As a first generation college student, I knew almost nothing about how to navigate the college environment. I wasn’t sure who to talk with or where to direct my questions. I felt completely lost and I couldn’t rely on my parents’ experiences because they didn’t go to college. My story is that of most first generation college students.
Unfortunately, many colleges and universities make the assumption that students have a basic knowledge of how college works. Orientation programs cater to those individuals who already know how to navigate a college campus and often have the lifelines to help them if they run into trouble.
The college experience at a Minority Serving Institutions (MSIs) can be a bit different for first generation college students. They are welcomed, nurtured and supported immediately. Why? Because these institutions are used to serving students who are the first individuals in their families to attend college. MSIs have comprehensive summer bridge programs that are focused on providing the tools needed for college survival. Many of these programs allow students to earn college credits before they begin college officially, giving them a head start.
MSIs also have extensive staff and peer mentoring programs for first generation students. In these programs, students not only get assistance with their academic lives but they are helped to balance academics and a healthy college social life. They are also helped in their move from family to college, as this transition can be very difficult, with students feeling out of place once they return home over breaks and during the summer. Being able to talk with students who have had similar transitions to college is empowering and reassuring, especially during the first two years of college since once a student gets to his or her junior year, success is just around the corner.

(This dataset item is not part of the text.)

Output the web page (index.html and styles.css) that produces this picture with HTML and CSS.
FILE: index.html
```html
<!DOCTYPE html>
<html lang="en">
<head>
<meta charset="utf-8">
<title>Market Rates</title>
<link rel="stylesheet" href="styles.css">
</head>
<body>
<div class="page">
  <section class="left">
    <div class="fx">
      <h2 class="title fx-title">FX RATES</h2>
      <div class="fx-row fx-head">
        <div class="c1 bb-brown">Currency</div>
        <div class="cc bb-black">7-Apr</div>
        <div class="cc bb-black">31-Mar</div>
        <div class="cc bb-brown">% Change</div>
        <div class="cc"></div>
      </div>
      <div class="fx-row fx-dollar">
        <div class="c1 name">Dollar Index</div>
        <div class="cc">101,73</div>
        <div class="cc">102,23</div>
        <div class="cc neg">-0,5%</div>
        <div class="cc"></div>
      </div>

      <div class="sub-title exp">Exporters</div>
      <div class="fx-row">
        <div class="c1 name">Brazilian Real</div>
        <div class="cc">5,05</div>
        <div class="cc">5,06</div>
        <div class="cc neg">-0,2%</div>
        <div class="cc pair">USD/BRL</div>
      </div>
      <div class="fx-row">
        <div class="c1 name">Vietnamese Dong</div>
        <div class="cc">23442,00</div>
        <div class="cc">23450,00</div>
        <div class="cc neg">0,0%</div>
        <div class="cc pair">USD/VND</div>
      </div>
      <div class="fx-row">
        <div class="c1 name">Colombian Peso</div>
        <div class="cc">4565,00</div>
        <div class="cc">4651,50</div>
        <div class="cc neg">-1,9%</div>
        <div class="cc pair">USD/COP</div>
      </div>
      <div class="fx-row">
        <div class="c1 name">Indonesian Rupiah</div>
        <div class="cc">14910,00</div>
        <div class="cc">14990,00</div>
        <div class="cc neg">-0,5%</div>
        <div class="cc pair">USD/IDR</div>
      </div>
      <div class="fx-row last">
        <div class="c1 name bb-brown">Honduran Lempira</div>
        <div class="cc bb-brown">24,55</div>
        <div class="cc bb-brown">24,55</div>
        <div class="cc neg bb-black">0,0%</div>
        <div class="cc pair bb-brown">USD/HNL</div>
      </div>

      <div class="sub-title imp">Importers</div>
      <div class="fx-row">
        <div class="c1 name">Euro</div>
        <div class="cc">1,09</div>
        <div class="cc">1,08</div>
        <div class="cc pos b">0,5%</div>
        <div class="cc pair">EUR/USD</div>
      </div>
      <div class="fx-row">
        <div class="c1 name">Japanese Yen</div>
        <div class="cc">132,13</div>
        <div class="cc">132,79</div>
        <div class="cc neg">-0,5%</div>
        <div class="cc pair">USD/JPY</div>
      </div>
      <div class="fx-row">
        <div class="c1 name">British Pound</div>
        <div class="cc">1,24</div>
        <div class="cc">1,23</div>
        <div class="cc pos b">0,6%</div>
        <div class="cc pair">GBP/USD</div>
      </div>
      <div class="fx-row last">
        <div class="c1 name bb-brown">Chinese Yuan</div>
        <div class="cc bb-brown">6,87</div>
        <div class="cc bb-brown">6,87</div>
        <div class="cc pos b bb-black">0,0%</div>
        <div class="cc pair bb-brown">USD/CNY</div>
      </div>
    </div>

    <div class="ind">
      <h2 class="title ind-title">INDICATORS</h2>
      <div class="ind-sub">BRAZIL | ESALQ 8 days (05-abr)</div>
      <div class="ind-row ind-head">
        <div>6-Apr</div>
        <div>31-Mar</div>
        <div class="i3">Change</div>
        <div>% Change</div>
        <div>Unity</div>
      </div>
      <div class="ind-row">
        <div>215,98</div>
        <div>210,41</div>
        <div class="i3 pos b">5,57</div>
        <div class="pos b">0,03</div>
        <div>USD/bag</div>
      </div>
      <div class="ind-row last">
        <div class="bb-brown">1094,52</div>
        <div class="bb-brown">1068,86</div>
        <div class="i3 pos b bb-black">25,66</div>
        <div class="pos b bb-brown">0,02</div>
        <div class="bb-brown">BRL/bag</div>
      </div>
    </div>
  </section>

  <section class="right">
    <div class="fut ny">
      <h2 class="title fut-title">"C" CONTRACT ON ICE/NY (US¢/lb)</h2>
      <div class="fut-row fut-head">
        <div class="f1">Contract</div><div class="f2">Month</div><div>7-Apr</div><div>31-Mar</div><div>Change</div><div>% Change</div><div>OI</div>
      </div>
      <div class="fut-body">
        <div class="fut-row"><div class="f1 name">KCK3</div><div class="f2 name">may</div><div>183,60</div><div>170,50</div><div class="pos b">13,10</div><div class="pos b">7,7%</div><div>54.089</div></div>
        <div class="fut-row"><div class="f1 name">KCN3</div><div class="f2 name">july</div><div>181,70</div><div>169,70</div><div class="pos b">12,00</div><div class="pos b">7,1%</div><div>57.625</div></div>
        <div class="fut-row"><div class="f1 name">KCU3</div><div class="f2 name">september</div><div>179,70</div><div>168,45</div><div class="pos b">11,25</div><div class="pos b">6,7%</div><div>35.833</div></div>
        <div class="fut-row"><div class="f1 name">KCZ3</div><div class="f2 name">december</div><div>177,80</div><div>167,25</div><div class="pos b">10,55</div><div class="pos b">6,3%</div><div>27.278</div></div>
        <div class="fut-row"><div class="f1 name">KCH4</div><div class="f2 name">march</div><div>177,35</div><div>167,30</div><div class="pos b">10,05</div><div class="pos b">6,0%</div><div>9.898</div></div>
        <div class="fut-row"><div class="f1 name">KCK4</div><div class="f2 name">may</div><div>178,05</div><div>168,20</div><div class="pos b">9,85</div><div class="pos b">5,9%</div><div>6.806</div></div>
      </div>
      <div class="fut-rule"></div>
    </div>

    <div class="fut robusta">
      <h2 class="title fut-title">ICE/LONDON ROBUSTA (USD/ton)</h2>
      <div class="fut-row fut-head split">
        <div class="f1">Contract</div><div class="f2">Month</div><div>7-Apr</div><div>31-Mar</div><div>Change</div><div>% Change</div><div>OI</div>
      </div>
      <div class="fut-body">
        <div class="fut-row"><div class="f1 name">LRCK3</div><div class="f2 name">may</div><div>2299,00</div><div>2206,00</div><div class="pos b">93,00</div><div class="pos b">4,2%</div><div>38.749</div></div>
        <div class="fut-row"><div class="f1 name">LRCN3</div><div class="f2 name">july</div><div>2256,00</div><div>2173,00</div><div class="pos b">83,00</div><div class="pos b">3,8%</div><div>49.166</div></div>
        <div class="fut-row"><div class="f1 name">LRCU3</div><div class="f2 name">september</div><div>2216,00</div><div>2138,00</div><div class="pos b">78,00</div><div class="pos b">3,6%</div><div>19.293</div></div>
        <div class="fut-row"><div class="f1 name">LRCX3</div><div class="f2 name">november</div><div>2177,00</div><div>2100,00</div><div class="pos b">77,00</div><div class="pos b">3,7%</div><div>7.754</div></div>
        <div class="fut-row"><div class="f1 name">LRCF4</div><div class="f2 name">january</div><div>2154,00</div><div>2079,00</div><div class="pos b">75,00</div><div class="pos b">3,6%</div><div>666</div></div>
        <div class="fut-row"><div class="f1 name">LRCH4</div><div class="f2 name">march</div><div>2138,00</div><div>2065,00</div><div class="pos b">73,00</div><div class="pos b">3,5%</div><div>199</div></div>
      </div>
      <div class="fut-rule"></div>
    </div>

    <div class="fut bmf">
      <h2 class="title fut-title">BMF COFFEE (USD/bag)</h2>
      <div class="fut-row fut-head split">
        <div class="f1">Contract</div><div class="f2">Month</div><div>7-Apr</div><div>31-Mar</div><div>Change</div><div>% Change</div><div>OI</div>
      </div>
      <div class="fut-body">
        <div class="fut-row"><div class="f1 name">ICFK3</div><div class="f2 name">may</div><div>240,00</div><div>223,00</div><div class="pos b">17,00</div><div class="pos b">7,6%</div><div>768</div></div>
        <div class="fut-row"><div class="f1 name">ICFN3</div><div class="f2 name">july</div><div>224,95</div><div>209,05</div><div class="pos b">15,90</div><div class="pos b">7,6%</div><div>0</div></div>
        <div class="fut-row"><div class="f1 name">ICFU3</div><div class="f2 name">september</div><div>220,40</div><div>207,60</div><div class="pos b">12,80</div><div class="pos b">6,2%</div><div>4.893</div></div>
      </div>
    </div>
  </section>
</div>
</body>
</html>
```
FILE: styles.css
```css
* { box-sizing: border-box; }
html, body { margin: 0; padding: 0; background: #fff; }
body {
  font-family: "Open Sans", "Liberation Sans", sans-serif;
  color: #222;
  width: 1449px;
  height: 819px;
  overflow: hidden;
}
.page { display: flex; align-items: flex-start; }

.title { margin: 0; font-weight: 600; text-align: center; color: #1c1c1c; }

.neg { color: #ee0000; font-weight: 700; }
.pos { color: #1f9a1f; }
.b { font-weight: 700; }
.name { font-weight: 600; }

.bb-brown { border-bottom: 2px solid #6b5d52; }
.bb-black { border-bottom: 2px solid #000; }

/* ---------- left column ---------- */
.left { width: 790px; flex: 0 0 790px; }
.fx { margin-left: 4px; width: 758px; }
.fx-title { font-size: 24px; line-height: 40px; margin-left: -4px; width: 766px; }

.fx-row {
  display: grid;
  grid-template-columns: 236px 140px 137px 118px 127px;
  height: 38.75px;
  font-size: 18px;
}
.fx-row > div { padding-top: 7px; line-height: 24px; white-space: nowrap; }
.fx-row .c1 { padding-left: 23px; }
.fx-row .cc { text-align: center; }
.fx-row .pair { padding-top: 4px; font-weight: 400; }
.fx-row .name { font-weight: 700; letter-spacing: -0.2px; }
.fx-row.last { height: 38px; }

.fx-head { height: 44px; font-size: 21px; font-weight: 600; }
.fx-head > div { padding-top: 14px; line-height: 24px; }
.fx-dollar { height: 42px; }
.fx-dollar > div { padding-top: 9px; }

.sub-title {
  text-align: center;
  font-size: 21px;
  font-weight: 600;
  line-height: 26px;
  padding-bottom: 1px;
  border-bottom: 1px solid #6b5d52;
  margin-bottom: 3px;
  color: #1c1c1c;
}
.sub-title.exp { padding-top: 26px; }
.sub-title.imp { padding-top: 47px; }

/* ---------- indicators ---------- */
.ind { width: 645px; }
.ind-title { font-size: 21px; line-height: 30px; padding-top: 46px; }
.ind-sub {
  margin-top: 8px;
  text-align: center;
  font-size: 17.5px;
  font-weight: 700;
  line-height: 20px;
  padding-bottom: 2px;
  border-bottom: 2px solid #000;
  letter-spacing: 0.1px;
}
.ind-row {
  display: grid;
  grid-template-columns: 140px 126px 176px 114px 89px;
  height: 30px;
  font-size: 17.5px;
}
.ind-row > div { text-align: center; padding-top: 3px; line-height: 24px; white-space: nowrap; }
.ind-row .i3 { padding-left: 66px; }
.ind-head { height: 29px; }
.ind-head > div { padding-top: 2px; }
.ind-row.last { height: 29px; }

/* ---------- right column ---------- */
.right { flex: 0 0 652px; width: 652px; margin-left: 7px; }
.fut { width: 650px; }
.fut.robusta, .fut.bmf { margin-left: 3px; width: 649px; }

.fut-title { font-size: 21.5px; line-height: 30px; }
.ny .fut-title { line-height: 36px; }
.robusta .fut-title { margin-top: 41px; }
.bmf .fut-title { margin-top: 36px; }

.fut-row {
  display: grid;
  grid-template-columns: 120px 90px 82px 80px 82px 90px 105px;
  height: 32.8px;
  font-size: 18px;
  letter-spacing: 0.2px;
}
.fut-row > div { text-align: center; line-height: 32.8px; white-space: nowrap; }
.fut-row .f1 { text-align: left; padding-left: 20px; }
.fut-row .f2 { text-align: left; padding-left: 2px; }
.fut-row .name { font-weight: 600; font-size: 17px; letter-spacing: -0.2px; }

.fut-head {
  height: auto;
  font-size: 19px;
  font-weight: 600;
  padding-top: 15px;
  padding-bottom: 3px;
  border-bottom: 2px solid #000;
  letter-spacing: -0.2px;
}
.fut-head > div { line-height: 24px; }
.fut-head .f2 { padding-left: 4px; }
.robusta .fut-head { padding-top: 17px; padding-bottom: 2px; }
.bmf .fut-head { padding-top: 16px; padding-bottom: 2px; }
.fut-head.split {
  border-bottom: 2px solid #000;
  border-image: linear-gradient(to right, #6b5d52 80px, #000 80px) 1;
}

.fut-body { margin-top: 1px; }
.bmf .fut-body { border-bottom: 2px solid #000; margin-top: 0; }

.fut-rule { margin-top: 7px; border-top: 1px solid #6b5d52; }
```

MSIs have diverse faculties and also many faculty members who hail from local areas. These faculty members have often had similar experiences to their students and know how to overcome common obstacles. More importantly, they are willing to share their strategies for college success.
Lastly, for those first generation students that are underprepared for some college subjects — for example, math or writing — MSIs have extensive developmental courses that lack stigmatization and instead push students forward and ensure their success in the college curriculum overall. Again, peer tutoring — from students who have taken developmental classes — and computer assisted learning are powerful tools to help first generation students succeed.